>>>>
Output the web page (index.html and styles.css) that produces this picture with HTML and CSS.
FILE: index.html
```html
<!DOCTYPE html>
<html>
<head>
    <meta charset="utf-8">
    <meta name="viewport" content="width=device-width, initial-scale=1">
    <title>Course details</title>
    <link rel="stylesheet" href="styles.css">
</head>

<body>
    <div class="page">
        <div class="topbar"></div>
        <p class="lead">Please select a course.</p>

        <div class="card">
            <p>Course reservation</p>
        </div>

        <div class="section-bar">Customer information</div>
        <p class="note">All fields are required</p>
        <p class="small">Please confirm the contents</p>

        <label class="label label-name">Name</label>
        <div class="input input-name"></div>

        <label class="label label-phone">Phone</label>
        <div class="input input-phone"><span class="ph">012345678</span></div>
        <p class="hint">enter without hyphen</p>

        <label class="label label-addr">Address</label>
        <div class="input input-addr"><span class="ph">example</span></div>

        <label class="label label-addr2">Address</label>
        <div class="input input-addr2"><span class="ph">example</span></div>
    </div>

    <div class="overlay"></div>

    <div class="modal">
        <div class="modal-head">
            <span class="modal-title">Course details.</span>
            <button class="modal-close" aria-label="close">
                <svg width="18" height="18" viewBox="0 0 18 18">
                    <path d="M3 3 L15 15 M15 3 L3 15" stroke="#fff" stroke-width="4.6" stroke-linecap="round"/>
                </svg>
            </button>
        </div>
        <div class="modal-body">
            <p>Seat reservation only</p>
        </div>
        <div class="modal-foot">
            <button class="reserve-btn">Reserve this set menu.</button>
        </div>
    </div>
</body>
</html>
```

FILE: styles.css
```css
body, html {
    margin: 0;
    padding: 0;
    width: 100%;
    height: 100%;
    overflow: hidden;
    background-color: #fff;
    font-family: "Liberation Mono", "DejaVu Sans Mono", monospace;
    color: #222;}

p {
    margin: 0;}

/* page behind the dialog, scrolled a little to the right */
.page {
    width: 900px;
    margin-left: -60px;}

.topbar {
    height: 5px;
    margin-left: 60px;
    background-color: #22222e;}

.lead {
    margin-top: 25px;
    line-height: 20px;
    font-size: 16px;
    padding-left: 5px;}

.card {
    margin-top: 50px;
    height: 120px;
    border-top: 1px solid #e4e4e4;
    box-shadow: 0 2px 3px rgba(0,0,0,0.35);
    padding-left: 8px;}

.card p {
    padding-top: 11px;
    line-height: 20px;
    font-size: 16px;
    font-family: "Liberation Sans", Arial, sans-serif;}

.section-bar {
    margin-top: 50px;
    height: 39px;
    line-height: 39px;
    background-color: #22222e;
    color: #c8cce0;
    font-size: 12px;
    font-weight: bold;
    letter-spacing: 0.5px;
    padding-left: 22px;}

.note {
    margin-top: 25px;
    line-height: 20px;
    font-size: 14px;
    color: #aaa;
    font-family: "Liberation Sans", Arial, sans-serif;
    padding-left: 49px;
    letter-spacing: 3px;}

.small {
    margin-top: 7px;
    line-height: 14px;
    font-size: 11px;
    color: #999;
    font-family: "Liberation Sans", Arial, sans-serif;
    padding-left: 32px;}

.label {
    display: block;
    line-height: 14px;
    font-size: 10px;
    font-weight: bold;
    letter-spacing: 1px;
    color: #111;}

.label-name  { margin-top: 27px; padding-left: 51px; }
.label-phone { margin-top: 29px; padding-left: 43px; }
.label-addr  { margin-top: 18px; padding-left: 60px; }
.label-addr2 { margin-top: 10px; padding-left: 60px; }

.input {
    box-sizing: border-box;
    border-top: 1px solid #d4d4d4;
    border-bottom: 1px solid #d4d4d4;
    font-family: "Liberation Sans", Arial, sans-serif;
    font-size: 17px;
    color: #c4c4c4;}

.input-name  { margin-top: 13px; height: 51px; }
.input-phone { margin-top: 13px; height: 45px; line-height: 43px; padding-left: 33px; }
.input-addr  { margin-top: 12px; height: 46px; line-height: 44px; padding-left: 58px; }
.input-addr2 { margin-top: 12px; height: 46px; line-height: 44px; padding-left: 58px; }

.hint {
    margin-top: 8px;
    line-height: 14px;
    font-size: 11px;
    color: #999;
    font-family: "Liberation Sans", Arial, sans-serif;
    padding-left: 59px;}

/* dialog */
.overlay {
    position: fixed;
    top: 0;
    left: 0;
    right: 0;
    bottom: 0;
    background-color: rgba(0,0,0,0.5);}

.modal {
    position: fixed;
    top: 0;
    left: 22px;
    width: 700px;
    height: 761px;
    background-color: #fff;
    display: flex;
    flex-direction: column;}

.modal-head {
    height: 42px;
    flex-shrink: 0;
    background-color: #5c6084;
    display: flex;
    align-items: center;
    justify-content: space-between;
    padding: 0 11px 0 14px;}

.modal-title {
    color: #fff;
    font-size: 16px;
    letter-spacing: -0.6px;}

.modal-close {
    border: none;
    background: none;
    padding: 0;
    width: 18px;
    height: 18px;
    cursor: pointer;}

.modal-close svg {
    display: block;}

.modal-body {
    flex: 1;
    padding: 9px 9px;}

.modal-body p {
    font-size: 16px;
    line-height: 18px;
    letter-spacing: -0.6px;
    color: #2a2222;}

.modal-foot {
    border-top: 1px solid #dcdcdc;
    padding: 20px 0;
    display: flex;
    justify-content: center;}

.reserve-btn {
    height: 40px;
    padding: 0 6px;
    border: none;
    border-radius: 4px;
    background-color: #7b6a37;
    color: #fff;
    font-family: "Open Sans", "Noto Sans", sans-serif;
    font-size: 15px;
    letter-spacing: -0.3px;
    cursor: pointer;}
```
<<<<
PROBLEM DETAILS:
Look through the data above. Each line containing the word "page" needs to be copied.

ANSWER TO THE EXERCISE:
Output the web page (index.html and styles.css) that produces this picture with HTML and CSS.
    <div class="page">
/* page behind the dialog, scrolled a little to the right */
.page {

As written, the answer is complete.